▶ [Recorded information]:
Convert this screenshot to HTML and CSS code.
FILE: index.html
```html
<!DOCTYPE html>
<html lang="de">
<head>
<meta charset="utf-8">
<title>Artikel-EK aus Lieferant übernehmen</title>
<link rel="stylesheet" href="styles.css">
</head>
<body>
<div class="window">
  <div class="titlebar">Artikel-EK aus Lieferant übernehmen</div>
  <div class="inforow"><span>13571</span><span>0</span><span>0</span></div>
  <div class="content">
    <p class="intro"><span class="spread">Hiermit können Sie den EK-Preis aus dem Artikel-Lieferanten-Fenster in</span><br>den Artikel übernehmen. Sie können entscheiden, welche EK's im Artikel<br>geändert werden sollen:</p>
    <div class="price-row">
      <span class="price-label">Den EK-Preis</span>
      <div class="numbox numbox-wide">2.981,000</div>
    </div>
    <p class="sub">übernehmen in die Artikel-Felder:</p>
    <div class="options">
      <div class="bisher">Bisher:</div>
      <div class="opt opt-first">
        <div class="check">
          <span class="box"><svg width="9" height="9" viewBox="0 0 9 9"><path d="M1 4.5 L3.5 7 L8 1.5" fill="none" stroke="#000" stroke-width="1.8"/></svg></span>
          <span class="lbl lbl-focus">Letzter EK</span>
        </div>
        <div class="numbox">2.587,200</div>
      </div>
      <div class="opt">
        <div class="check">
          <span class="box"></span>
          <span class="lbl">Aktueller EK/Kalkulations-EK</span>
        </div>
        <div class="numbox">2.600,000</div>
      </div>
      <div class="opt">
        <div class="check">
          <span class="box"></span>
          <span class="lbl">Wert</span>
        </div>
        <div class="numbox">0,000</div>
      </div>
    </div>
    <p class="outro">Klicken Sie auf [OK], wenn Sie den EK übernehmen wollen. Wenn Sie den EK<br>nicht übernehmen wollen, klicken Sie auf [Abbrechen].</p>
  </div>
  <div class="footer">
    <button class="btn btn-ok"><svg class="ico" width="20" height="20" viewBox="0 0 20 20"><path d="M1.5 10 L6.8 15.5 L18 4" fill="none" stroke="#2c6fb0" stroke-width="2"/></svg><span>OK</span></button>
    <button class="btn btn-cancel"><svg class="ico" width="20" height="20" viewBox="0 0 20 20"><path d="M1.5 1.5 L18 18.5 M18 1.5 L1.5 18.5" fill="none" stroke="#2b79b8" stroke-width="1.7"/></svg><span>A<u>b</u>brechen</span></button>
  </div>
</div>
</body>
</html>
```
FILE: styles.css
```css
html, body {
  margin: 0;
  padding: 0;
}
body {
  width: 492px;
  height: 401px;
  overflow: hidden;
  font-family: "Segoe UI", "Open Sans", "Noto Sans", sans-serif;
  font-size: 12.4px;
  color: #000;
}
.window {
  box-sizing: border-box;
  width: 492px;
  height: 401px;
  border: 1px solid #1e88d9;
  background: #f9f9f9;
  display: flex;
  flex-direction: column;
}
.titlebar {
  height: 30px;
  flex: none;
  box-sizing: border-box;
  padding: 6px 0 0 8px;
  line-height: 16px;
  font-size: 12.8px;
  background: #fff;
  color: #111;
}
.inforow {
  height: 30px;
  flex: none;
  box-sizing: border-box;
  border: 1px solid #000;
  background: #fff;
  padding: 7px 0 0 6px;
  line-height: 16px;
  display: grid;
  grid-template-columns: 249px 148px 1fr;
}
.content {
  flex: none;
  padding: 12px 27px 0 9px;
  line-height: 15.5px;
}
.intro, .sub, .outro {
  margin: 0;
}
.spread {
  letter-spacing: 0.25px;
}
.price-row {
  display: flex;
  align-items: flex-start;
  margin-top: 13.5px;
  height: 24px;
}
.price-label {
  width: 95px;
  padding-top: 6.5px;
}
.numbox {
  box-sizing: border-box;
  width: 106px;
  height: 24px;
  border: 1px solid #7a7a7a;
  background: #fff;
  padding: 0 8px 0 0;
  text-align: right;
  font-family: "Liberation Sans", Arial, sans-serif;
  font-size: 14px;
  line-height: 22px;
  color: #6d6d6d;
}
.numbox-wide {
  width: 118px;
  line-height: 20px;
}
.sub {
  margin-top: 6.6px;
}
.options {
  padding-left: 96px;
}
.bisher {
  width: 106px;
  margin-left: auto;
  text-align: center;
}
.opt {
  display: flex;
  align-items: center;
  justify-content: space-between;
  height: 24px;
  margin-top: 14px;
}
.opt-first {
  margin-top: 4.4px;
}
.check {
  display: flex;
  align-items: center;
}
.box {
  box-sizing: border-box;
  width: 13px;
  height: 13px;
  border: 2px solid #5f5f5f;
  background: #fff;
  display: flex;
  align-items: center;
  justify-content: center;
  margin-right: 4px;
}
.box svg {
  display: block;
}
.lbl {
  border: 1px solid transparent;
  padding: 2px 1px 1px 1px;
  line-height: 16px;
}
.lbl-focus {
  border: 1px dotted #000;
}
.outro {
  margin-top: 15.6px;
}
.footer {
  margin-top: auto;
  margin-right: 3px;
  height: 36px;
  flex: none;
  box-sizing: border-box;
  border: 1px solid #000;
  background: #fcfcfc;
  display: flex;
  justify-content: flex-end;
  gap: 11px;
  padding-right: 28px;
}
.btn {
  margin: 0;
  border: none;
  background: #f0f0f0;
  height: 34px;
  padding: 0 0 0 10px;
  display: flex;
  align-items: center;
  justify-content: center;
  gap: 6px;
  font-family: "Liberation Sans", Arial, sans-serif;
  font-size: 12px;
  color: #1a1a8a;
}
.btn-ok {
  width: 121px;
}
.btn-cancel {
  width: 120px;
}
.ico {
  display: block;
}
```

▶ [Exercise task]: Transcribe the data above in full, exactly.

▶ [Task output]:
Convert this screenshot to HTML and CSS code.
FILE: index.html
```html
<!DOCTYPE html>
<html lang="de">
<head>
<meta charset="utf-8">
<title>Artikel-EK aus Lieferant übernehmen</title>
<link rel="stylesheet" href="styles.css">
</head>
<body>
<div class="window">
  <div class="titlebar">Artikel-EK aus Lieferant übernehmen</div>
  <div class="inforow"><span>13571</span><span>0</span><span>0</span></div>
  <div class="content">
    <p class="intro"><span class="spread">Hiermit können Sie den EK-Preis aus dem Artikel-Lieferanten-Fenster in</span><br>den Artikel übernehmen. Sie können entscheiden, welche EK's im Artikel<br>geändert werden sollen:</p>
    <div class="price-row">
      <span class="price-label">Den EK-Preis</span>
      <div class="numbox numbox-wide">2.981,000</div>
    </div>
    <p class="sub">übernehmen in die Artikel-Felder:</p>
    <div class="options">
      <div class="bisher">Bisher:</div>
      <div class="opt opt-first">
        <div class="check">
          <span class="box"><svg width="9" height="9" viewBox="0 0 9 9"><path d="M1 4.5 L3.5 7 L8 1.5" fill="none" stroke="#000" stroke-width="1.8"/></svg></span>
          <span class="lbl lbl-focus">Letzter EK</span>
        </div>
        <div class="numbox">2.587,200</div>
      </div>
      <div class="opt">
        <div class="check">
          <span class="box"></span>
          <span class="lbl">Aktueller EK/Kalkulations-EK</span>
        </div>
        <div class="numbox">2.600,000</div>
      </div>
      <div class="opt">
        <div class="check">
          <span class="box"></span>
          <span class="lbl">Wert</span>
        </div>
        <div class="numbox">0,000</div>
      </div>
    </div>
    <p class="outro">Klicken Sie auf [OK], wenn Sie den EK übernehmen wollen. Wenn Sie den EK<br>nicht übernehmen wollen, klicken Sie auf [Abbrechen].</p>
  </div>
  <div class="footer">
    <button class="btn btn-ok"><svg class="ico" width="20" height="20" viewBox="0 0 20 20"><path d="M1.5 10 L6.8 15.5 L18 4" fill="none" stroke="#2c6fb0" stroke-width="2"/></svg><span>OK</span></button>
    <button class="btn btn-cancel"><svg class="ico" width="20" height="20" viewBox="0 0 20 20"><path d="M1.5 1.5 L18 18.5 M18 1.5 L1.5 18.5" fill="none" stroke="#2b79b8" stroke-width="1.7"/></svg><span>A<u>b</u>brechen</span></button>
  </div>
</div>
</body>
</html>
```
FILE: styles.css
```css
html, body {
  margin: 0;
  padding: 0;
}
body {
  width: 492px;
  height: 401px;
  overflow: hidden;
  font-family: "Segoe UI", "Open Sans", "Noto Sans", sans-serif;
  font-size: 12.4px;
  color: #000;
}
.window {
  box-sizing: border-box;
  width: 492px;
  height: 401px;
  border: 1px solid #1e88d9;
  background: #f9f9f9;
  display: flex;
  flex-direction: column;
}
.titlebar {
  height: 30px;
  flex: none;
  box-sizing: border-box;
  padding: 6px 0 0 8px;
  line-height: 16px;
  font-size: 12.8px;
  background: #fff;
  color: #111;
}
.inforow {
  height: 30px;
  flex: none;
  box-sizing: border-box;
  border: 1px solid #000;
  background: #fff;
  padding: 7px 0 0 6px;
  line-height: 16px;
  display: grid;
  grid-template-columns: 249px 148px 1fr;
}
.content {
  flex: none;
  padding: 12px 27px 0 9px;
  line-height: 15.5px;
}
.intro, .sub, .outro {
  margin: 0;
}
.spread {
  letter-spacing: 0.25px;
}
.price-row {
  display: flex;
  align-items: flex-start;
  margin-top: 13.5px;
  height: 24px;
}
.price-label {
  width: 95px;
  padding-top: 6.5px;
}
.numbox {
  box-sizing: border-box;
  width: 106px;
  height: 24px;
  border: 1px solid #7a7a7a;
  background: #fff;
  padding: 0 8px 0 0;
  text-align: right;
  font-family: "Liberation Sans", Arial, sans-serif;
  font-size: 14px;
  line-height: 22px;
  color: #6d6d6d;
}
.numbox-wide {
  width: 118px;
  line-height: 20px;
}
.sub {
  margin-top: 6.6px;
}
.options {
  padding-left: 96px;
}
.bisher {
  width: 106px;
  margin-left: auto;
  text-align: center;
}
.opt {
  display: flex;
  align-items: center;
  justify-content: space-between;
  height: 24px;
  margin-top: 14px;
}
.opt-first {
  margin-top: 4.4px;
}
.check {
  display: flex;
  align-items: center;
}
.box {
  box-sizing: border-box;
  width: 13px;
  height: 13px;
  border: 2px solid #5f5f5f;
  background: #fff;
  display: flex;
  align-items: center;
  justify-content: center;
  margin-right: 4px;
}
.box svg {
  display: block;
}
.lbl {
  border: 1px solid transparent;
  padding: 2px 1px 1px 1px;
  line-height: 16px;
}
.lbl-focus {
  border: 1px dotted #000;
}
.outro {
  margin-top: 15.6px;
}
.footer {
  margin-top: auto;
  margin-right: 3px;
  height: 36px;
  flex: none;
  box-sizing: border-box;
  border: 1px solid #000;
  background: #fcfcfc;
  display: flex;
  justify-content: flex-end;
  gap: 11px;
  padding-right: 28px;
}
.btn {
  margin: 0;
  border: none;
  background: #f0f0f0;
  height: 34px;
  padding: 0 0 0 10px;
  display: flex;
  align-items: center;
  justify-content: center;
  gap: 6px;
  font-family: "Liberation Sans", Arial, sans-serif;
  font-size: 12px;
  color: #1a1a8a;
}
.btn-ok {
  width: 121px;
}
.btn-cancel {
  width: 120px;
}
.ico {
  display: block;
}
```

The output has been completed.